Filippi archiviato, Mercurio incrinato Svolta nell’inchiesta, il collaboratore di giustizia (utilizzato da Report) si sarebbe inventato tutto

Ario Gervasutti
Ario Gervasutti

Una notizia che ne contine almeno due.

La prima è che la procura antimafia di Venezia ha chiesto l’archiviazione per le accuse all’ex senatore della Lega e imprenditore Alberto Filippi, vicentino, di essere stato il mandante dell’attentato contro l’ex direttore del Giornale di Vicenza Ario Gervasutti.

La seconda è che l’archiviazione arriva perché le dichiarazioni del collaboratore di giustizia Domenico Mercurio sono risultate inattendibili, tanto che dopo mesi di indagini e riscontri e intercettazioni i giudici scrivono che si ingenera il dubbio che “Filippi non abbia mai dato l’incarico di intimidire il giornalista Gervasutti” e che si accerta “una perdita di credibilità del Mercurio le cui dichiarazioni non sono idonee a provare le responsabilità dei soggetti da lui chiamati in correità”.

Il collaboratore di giustizia si sarebbe inventato tutto.

Di aver ricevuto dall’industriale vicentino ed ex onorevole leghista Alberto Filippi il mandato di organizzare un attentato contro la casa di un giornalista.

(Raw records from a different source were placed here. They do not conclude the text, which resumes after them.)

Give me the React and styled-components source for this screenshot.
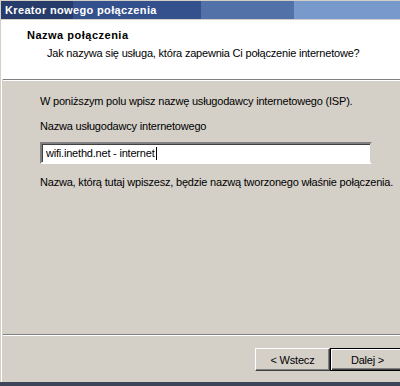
import React from "react";
import styled, { createGlobalStyle } from "styled-components";

const GlobalStyle = createGlobalStyle`
  html,
  body {
    margin: 0;
    padding: 0;
    background: #d4d0c8;
  }

  body {
    font-family: "Liberation Sans", Arial, sans-serif;
    font-size: 11px;
    letter-spacing: -0.2px;
    color: #000000;
  }
`;

const Viewport = styled.div`
  width: 400px;
  height: 386px;
  overflow: hidden;
`;

const Window = styled.div`
  box-sizing: border-box;
  display: flex;
  flex-direction: column;
  width: 412px;
  height: 386px;
  padding: 1px 0 0 1px;
  background: #d4d0c8;
  border-bottom: 4px solid #3d4658;
`;

const TitleBar = styled.div`
  display: flex;
  align-items: center;
  height: 18px;
  margin-bottom: 1px;
  padding-left: 4px;
  background: linear-gradient(
    to right,
    #283c6c 0 72px,
    #35518d 72px 200px,
    #5371a9 200px 293px,
    #7799cb 293px
  );
  color: #ffffff;
  font-weight: bold;
  font-size: 11px;
  letter-spacing: 0.35px;
  white-space: nowrap;
`;

const Body = styled.div`
  display: flex;
  flex: 1;
  flex-direction: column;
  border-left: 1px solid #ffffff;
`;

const Header = styled.div`
  box-sizing: border-box;
  height: 59px;
  padding: 9px 0 0 25px;
  background: #ffffff;
`;

const HeaderTitle = styled.div`
  font-weight: bold;
  letter-spacing: 0.5px;
  line-height: 13px;
`;

const HeaderSubtitle = styled.div`
  margin-top: 5px;
  padding-left: 20px;
  line-height: 13px;
  white-space: nowrap;
`;

const Separator = styled.div`
  margin-left: 1px;
  border-top: 1px solid #808080;
  border-bottom: 1px solid #ffffff;
`;

const Content = styled.div`
  display: flex;
  flex: 1;
  flex-direction: column;
  padding: 14px 0 0 38px;
`;

const Text = styled.div`
  line-height: 13px;
  white-space: nowrap;
  margin-top: ${({ $gap }) => $gap || 0}px;
`;

const Field = styled.div`
  box-sizing: border-box;
  display: flex;
  align-items: center;
  width: 332px;
  height: 22px;
  margin-top: 9px;
  padding-left: 4px;
  background: #ffffff;
  border: 2px solid;
  border-color: #808080 #d4d0c8 #ffffff #808080;
  box-shadow: inset 1px 1px 0 #404040;
  white-space: nowrap;
`;

const Caret = styled.span`
  display: inline-block;
  width: 1px;
  height: 13px;
  margin-left: 1px;
  background: #000000;
`;

const Footer = styled.div`
  display: flex;
  justify-content: flex-end;
  padding: 12px 7px 11px 0;
`;

const Button = styled.button`
  box-sizing: border-box;
  width: 75px;
  height: 23px;
  padding: 0;
  background: #d4d0c8;
  border: 1px solid;
  border-color: ${({ $default }) => ($default ? "#000000" : "#ffffff #404040 #404040 #ffffff")};
  box-shadow: ${({ $default }) =>
    $default
      ? "inset 1px 1px 0 #ffffff, inset -1px -1px 0 #404040, inset -2px -2px 0 #808080"
      : "inset -1px -1px 0 #808080"};
  color: #000000;
  font-family: "Liberation Sans", Arial, sans-serif;
  font-size: 11px;
  letter-spacing: -0.2px;
`;

const App = () => (
  <Viewport>
    <GlobalStyle />
    <Window>
      <TitleBar>Kreator nowego połączenia</TitleBar>
      <Body>
        <Header>
          <HeaderTitle>Nazwa połączenia</HeaderTitle>
          <HeaderSubtitle>Jak nazywa się usługa, która zapewnia Ci połączenie internetowe?</HeaderSubtitle>
        </Header>
        <Separator />
        <Content>
          <Text>W poniższym polu wpisz nazwę usługodawcy internetowego (ISP).</Text>
          <Text $gap={12}>Nazwa usługodawcy internetowego</Text>
          <Field>
            wifi.inethd.net - internet
            <Caret />
          </Field>
          <Text $gap={12}>Nazwa, którą tutaj wpiszesz, będzie nazwą tworzonego właśnie połączenia.</Text>
        </Content>
        <Separator />
        <Footer>
          <Button type="button">&lt; Wstecz</Button>
          <Button $default type="button">
            Dalej &gt;
          </Button>
        </Footer>
      </Body>
    </Window>
  </Viewport>
);

export default App;
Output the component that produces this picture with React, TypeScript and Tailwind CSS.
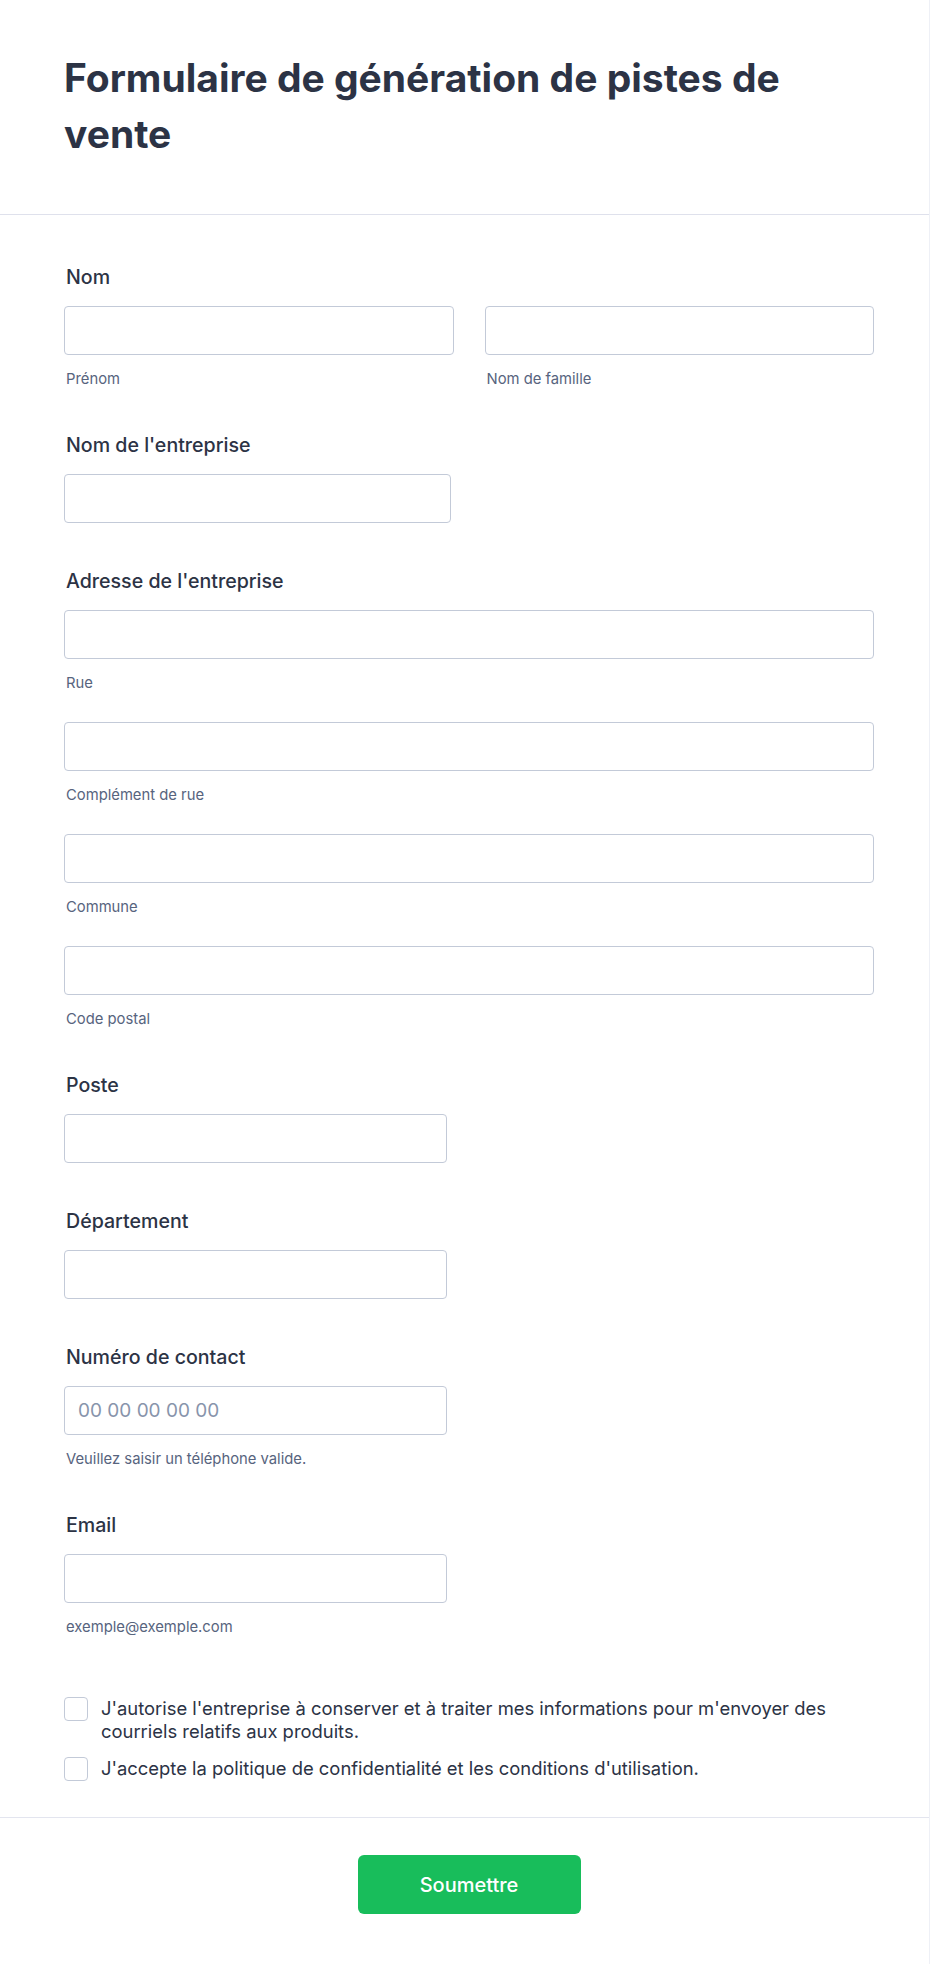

Di aver chiesto allo zio, muratore, di andare a Padova e sparare cinque colpi di pistola contro l’abitazione di Ario Gervasutti, già direttore del Giornale di Vicenza dal 2009 al 2016, poi caporedattore del Gazzettino. Di aver incassato 25 mila euro da Filippi quale pagamento.

L’inchiesta era nata nel 2020 con la ­­­­­­confessione di Domenico Mercurio, diventato collaboratore di giustizia, la Procura antimafia di Venezia ha chiesto l’archiviazione del procedimento.

In realtà Mercurio chiedeva a Filippi altri soldi per lavori di ristrutturazione eseguiti nella sua abitazione. Da qui la manovra per recuperare il credito.

E Mercurio è lo stesso collaboratore di giustizia protagonista dell’ultima puntata di Report che ha tirato in ballo presunti legami della ‘ndrangheta con personaggi politici veronesi tra i quali Stefano Casali e Flavio Tosi.

“La credibilità soggettiva del collaboratore di giustizia e l’esistenza di riscontri estrinseci vanno riconsiderati alla luce delle produzioni difensive del Filippi, che in certa misura incrinano il giudizio di attendibilità”, scrivono infatti i Pm Cherchi e Buccini.

“Filippi è la vittima di un comportamento altrui calunnioso”, concludono gli avvocati Cesare Dal Maso e Renzo Fogliata che hanno smontato un castello di accuse rivelatosi fondato su testimonianze non credibili.